### Data extract
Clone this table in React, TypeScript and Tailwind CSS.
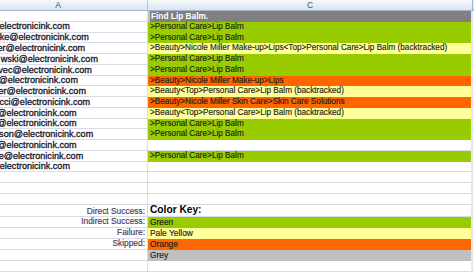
import React from 'react';

type Tone = 'green' | 'yellow' | 'orange' | 'grey' | 'white';

// fill colours used in the sheet
const TONE: Record<Tone, string> = {
  green: 'bg-[#99cc00]',
  yellow: 'bg-[#ffff99]',
  orange: 'bg-[#ff6600]',
  grey: 'bg-[#c0c0c0]',
  white: 'bg-white border-b border-[#d8dce6]',
};

const GREEN_PATH = '>Personal Care>Lip Balm';
const BACKTRACK = '>Beauty<Top>Personal Care>Lip Balm (backtracked)';

const ROWS: { email: string; shift: string; path: string; tone: Tone }[] = [
  { email: 'electronicink.com', shift: 'ml-[-0.5px]', path: GREEN_PATH, tone: 'green' },
  { email: 'ke@electronicink.com', shift: 'ml-[-0.3px]', path: GREEN_PATH, tone: 'green' },
  {
    email: 'er@electronicink.com',
    shift: 'ml-[-2.5px]',
    path: '>Beauty>Nicole Miller Make-up>Lips<Top>Personal Care>Lip Balm (backtracked)',
    tone: 'yellow',
  },
  { email: 'wski@electronicink.com', shift: 'ml-[0.8px]', path: GREEN_PATH, tone: 'green' },
  { email: 'vec@electronicink.com', shift: 'ml-[-1.7px]', path: GREEN_PATH, tone: 'green' },
  { email: '@electronicink.com', shift: 'ml-[-1.5px]', path: '>Beauty>Nicole Miller Make-up>Lips', tone: 'orange' },
  { email: 'er@electronicink.com', shift: 'ml-[-1.6px]', path: BACKTRACK, tone: 'yellow' },
  {
    email: 'cci@electronicink.com',
    shift: 'ml-[-0.5px]',
    path: '>Beauty>Nicole Miller Skin Care>Skin Care Solutions',
    tone: 'orange',
  },
  { email: '@electronicink.com', shift: 'ml-[-2.8px]', path: BACKTRACK, tone: 'yellow' },
  { email: '@electronicink.com', shift: 'ml-[-2.8px]', path: GREEN_PATH, tone: 'green' },
  { email: 'son@electronicink.com', shift: 'ml-[-0.9px]', path: GREEN_PATH, tone: 'green' },
  { email: '@electronicink.com', shift: 'ml-[-2.8px]', path: '', tone: 'white' },
  { email: 'e@electronicink.com', shift: 'ml-[-1.3px]', path: GREEN_PATH, tone: 'green' },
  { email: 'electronicink.com', shift: 'ml-[-0.3px]', path: '', tone: 'white' },
  { email: '', shift: 'ml-0', path: '', tone: 'white' },
  { email: '', shift: 'ml-0', path: '', tone: 'white' },
  { email: '', shift: 'ml-0', path: '', tone: 'white' },
];

const KEY: { label: string; name: string; tone: Tone }[] = [
  { label: 'Indirect Success:', name: 'Green', tone: 'green' },
  { label: 'Failure:', name: 'Pale Yellow', tone: 'yellow' },
  { label: 'Skipped:', name: 'Orange', tone: 'orange' },
  { label: '', name: 'Grey', tone: 'grey' },
  { label: '', name: '', tone: 'white' },
];

function Row({
  h,
  left,
  right,
  tone = 'white',
}: {
  h: string;
  left?: React.ReactNode;
  right?: React.ReactNode;
  tone?: Tone;
}) {
  return (
    <div className={`flex shrink-0 ${h}`}>
      <div className="ml-[-31px] flex w-[179px] shrink-0 items-end overflow-hidden border-r border-b border-[#d8dce6] bg-white pr-[2px]">
        {left}
      </div>
      <div className={`flex w-[323px] shrink-0 items-end overflow-hidden pl-[2px] ${TONE[tone]}`}>{right}</div>
      <div className="w-[2px] shrink-0 bg-[#e3e8f0]" />
      <div className="flex-1 border-b border-[#d8dce6] bg-white" />
    </div>
  );
}

export default function App() {
  return (
    <div className="flex h-[272px] w-[474px] flex-col overflow-hidden bg-white font-['Liberation_Sans',Arial,sans-serif]">
      {/* ── Column headers ─────────────────────────────── */}
      <div className="flex h-[11px] shrink-0 border-b border-[#9eb6ce] text-[8.5px] leading-none text-[#3f4f6b]">
        <div className="ml-[-31px] flex w-[179px] shrink-0 items-center justify-center border-r border-[#b9c6d8] bg-gradient-to-b from-[#f7f9fc] to-[#dce3ed]">
          A
        </div>
        <div className="flex w-[325px] shrink-0 items-center justify-center border-r border-[#9eb6ce] bg-gradient-to-b from-[#f7f9fc] to-[#dce3ed]">
          C
        </div>
        <div className="flex-1 bg-gradient-to-b from-[#f7f9fc] to-[#dce3ed]" />
      </div>

      {/* ── Task title ─────────────────────────────────── */}
      <Row
        h="h-[10.78px]"
        tone="grey"
        right={
          <div className="flex w-full items-end self-stretch bg-[#808080] pb-[1.5px] pl-[1px]">
            <span className="whitespace-nowrap text-[8.3px] leading-none font-bold text-white">Find Lip Balm.</span>
          </div>
        }
      />

      {/* ── Participant rows ───────────────────────────── */}
      {ROWS.map((r, i) => (
        <Row
          key={i}
          h="h-[10.78px]"
          tone={r.tone}
          left={
            <span
              className={`whitespace-nowrap pl-[31px] text-[9.1px] leading-none text-[#15152a] [-webkit-text-stroke:0.3px_#15152a] ${r.shift}`}
            >
              {r.email}
            </span>
          }
          right={
            <span className="whitespace-nowrap pb-[1.5px] text-[8.2px] leading-none text-[#1e1e1e] [-webkit-text-stroke:0.15px_#1e1e1e]">
              {r.path}
            </span>
          }
        />
      ))}

      {/* ── Colour key ─────────────────────────────────── */}
      <Row
        h="h-[12px]"
        left={
          <span className="w-full pb-[0.7px] text-right text-[8.4px] leading-none whitespace-nowrap text-[#4a3560] [-webkit-text-stroke:0.15px_#4a3560]">
            Direct Success:
          </span>
        }
        right={<span className="pb-[1px] text-[10.2px] leading-none font-bold text-black">Color Key:</span>}
      />
      {KEY.map((k, i) => (
        <Row
          key={i}
          h="h-[11px]"
          tone={k.tone}
          left={
            <span className="w-full pb-[1.2px] text-right text-[8.4px] leading-none whitespace-nowrap text-[#4a3560] [-webkit-text-stroke:0.15px_#4a3560]">
              {k.label}
            </span>
          }
          right={
            <span className="pb-[1.5px] text-[8.4px] leading-none text-[#1e1e1e] [-webkit-text-stroke:0.15px_#1e1e1e]">
              {k.name}
            </span>
          }
        />
      ))}
    </div>
  );
}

### Directions
Print, exactly as written, the lines above from the first one to the one containing "const BACKTRACK = '>Beauty<Top>Personal". Leave out pictures.

### Response for this exercise
Clone this table in React, TypeScript and Tailwind CSS.
import React from 'react';

type Tone = 'green' | 'yellow' | 'orange' | 'grey' | 'white';

// fill colours used in the sheet
const TONE: Record<Tone, string> = {
  green: 'bg-[#99cc00]',
  yellow: 'bg-[#ffff99]',
  orange: 'bg-[#ff6600]',
  grey: 'bg-[#c0c0c0]',
  white: 'bg-white border-b border-[#d8dce6]',
};

const GREEN_PATH = '>Personal Care>Lip Balm';
const BACKTRACK = '>Beauty<Top>Personal Care>Lip Balm (backtracked)';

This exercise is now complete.